Bagai memaksa seorang juru masak menjadi dokter bedah, hakim sipil dipaksa menangani aspek militer yang di luar kompetensinya. Akibatnya:

  • Keputusan tidak mencerminkan keadilan.
  • Proses hukum menjadi sekadar formalitas.

 

2. Dualisme yang Tidak Efektif

Putusan ini memisahkan kasus yang seharusnya diselesaikan secara terintegrasi. Bukti dan fakta yang relevan menjadi tidak berguna karena diproses di yurisdiksi yang berbeda.

Bagai membangun rumah dengan cetak biru yang berbeda, hasil akhirnya tidak pernah sesuai harapan.

 

3. Kehilangan Efek Jera

Dengan tidak adanya integrasi proses hukum, para pelaku korupsi lintas yurisdiksi bisa lolos dari tanggung jawab penuh.
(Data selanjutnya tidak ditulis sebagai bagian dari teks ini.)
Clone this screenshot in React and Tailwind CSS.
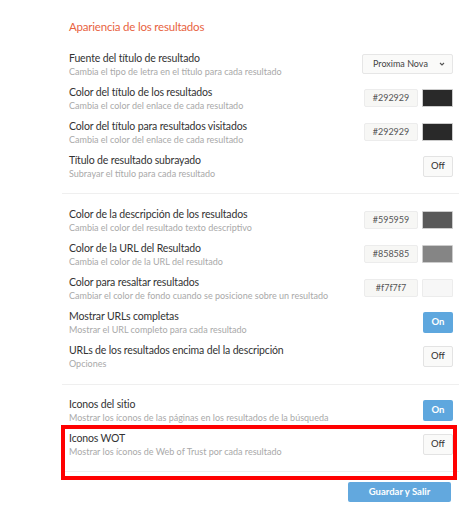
import React from "react";

const font = { fontFamily: "Lato, 'Liberation Sans', sans-serif" };

function Row({ title, sub, children }) {
  return (
    <div className="flex items-center h-[34px] pl-[7px] pr-[6px]">
      <div className="flex-1 min-w-0 pt-[1px]">
        <div className="text-[10.5px] leading-[13px] tracking-[-0.15px] text-[#333333] whitespace-nowrap">{title}</div>
        <div className="text-[9px] leading-[13px] text-[#a9a9a9] whitespace-nowrap">{sub}</div>
      </div>
      {children}
    </div>
  );
}

function ColorCtl({ value, color, bordered }) {
  return (
    <div className="flex items-center gap-[4px]">
      <div className="w-[54px] h-[18px] flex items-center justify-center bg-[#f7f7f5] border border-[#ececec] rounded-[2px] text-[9px] text-[#555555]">
        {value}
      </div>
      <div
        className={
          "w-[31px] h-[18px] rounded-[1px] " +
          (bordered ? "border border-[#ececec]" : "border border-[#cccccc]")
        }
        style={{ backgroundColor: color }}
      />
    </div>
  );
}

function Toggle({ on }) {
  return on ? (
    <div className="w-[30px] h-[21px] flex items-center justify-center bg-[#5ea7de] rounded-[2px] text-[9.5px] text-white font-bold">
      On
    </div>
  ) : (
    <div className="w-[30px] h-[21px] flex items-center justify-center bg-[#fafaf9] border border-[#e3e3e3] rounded-[2px] text-[9.5px] text-[#333333]">
      Off
    </div>
  );
}

export default function App() {
  return (
    <div className="relative w-[459px] h-[507px] bg-white overflow-hidden" style={font}>
      <div className="pl-[62px]">
        <div className="pt-[20px] pl-[7px] h-[47px]">
          <div className="text-[11.5px] leading-[14px] tracking-[-0.2px] text-[#e8633f]">Apariencia de los resultados</div>
        </div>

        <Row title="Fuente del título de resultado" sub="Cambia el tipo de letra en el título para cada resultado">
          <div className="w-[91px] h-[20px] flex items-center justify-between pl-[10px] pr-[7px] bg-[#fafaf9] border border-[#e6e6e6] rounded-[2px] text-[9px] text-[#444444]">
            <span>Proxima Nova</span>
            <svg width="6" height="4" viewBox="0 0 6 4">
              <path d="M1 1 L3 3 L5 1" fill="none" stroke="#555" strokeWidth="1.1" />
            </svg>
          </div>
        </Row>
        <Row title="Color del título de los resultados" sub="Cambia el color del enlace de cada resultado">
          <ColorCtl value="#292929" color="#292929" />
        </Row>
        <Row title="Color del título para resultados visitados" sub="Cambia el color del enlace de cada resultado">
          <ColorCtl value="#292929" color="#292929" />
        </Row>
        <Row title="Título de resultado subrayado" sub="Subrayar el título para cada resultado">
          <Toggle />
        </Row>

        <div className="mt-[10px] border-t border-[#efefef] h-0" />
        <div className="h-[9px]" />

        <Row title="Color de la descripción de los resultados" sub="Cambia el color del resultado texto descriptivo">
          <ColorCtl value="#595959" color="#595959" />
        </Row>
        <Row title="Color de la URL del Resultado" sub="Cambia el color de la URL del resultado">
          <ColorCtl value="#858585" color="#858585" />
        </Row>
        <Row title="Color para resaltar resultados" sub="Cambiar el color de fondo cuando se posicione sobre un resultado">
          <ColorCtl value="#f7f7f7" color="#f7f7f7" bordered />
        </Row>
        <Row title="Mostrar URLs completas" sub="Mostrar el URL completo para cada resultado">
          <Toggle on />
        </Row>
        <Row title="URLs de los resultados encima del la descripción" sub="Opciones">
          <Toggle />
        </Row>

        <div className="mt-[11px] border-t border-[#efefef] h-0" />
        <div className="h-[8px]" />

        <Row title="Iconos del sitio" sub="Mostrar los íconos de las páginas en los resultados de la búsqueda">
          <Toggle on />
        </Row>
        <Row title="Iconos WOT" sub="Mostrar los íconos de Web of Trust por cada resultado">
          <Toggle />
        </Row>

        <div className="mt-[10px] border-t border-[#efefef] h-0" />
        <div className="flex justify-end pr-[8px] pt-[10px]">
          <div className="w-[103px] h-[20px] flex items-center justify-center bg-[#62a8de] rounded-[2px] text-[9.5px] font-bold text-white">
            Guardar y Salir
          </div>
        </div>
      </div>

      <div className="absolute left-[61px] top-[425px] w-[396px] h-[55px] border-[4px] border-[#ff0000] pointer-events-none" />
    </div>
  );
}
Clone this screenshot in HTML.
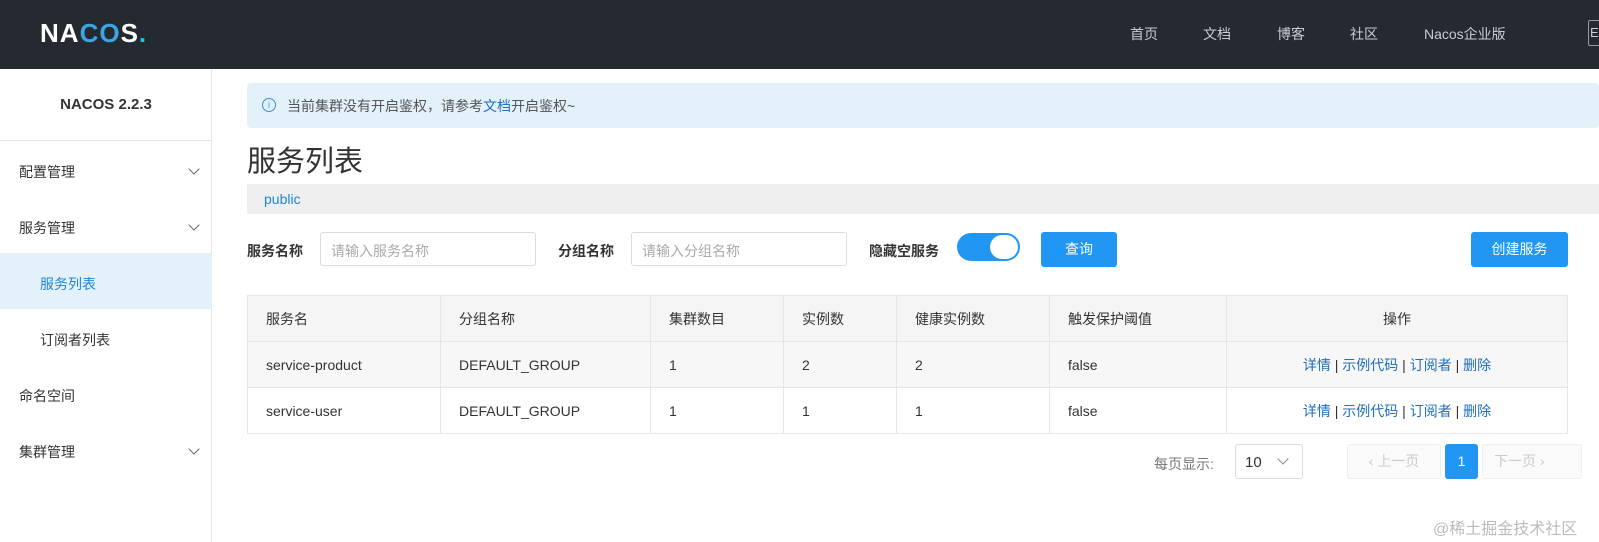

Mereka hanya diadili secara parsial di yurisdiksi masing-masing.

Bagai tamu yang datang tanpa undangan, mereka keluar dari pengadilan tanpa benar-benar dihukum.

 

Kesimpulan

Putusan MK terkait Pasal 42 UU KPK benar-benar mencerminkan filosofi "kau yang mulai, kau yang mengakhiri."Kompetensi absolut, yang menjadi pilar sistem hukum, diabaikan begitu saja. Hakim sipil dipaksa mengadili kasus militer, sementara mekanisme koneksitas yang seharusnya menjadi solusi tidak digunakan.

Bagai lirik lagu dangdut yang sederhana tapi penuh ironi, putusan ini memperlihatkan kekonyolan dalam sistem hukum kita. Apakah ini benar-benar penegakan hukum, atau hanya sebuah drama hukum tanpa akhir? Untuk mengembalikan keadilan, hukum Indonesia harus kembali menghormati asas kompetensi absolut. Jika tidak, hukum hanya akan menjadi panggung sandiwara, di mana keadilan hanya menjadi penonton.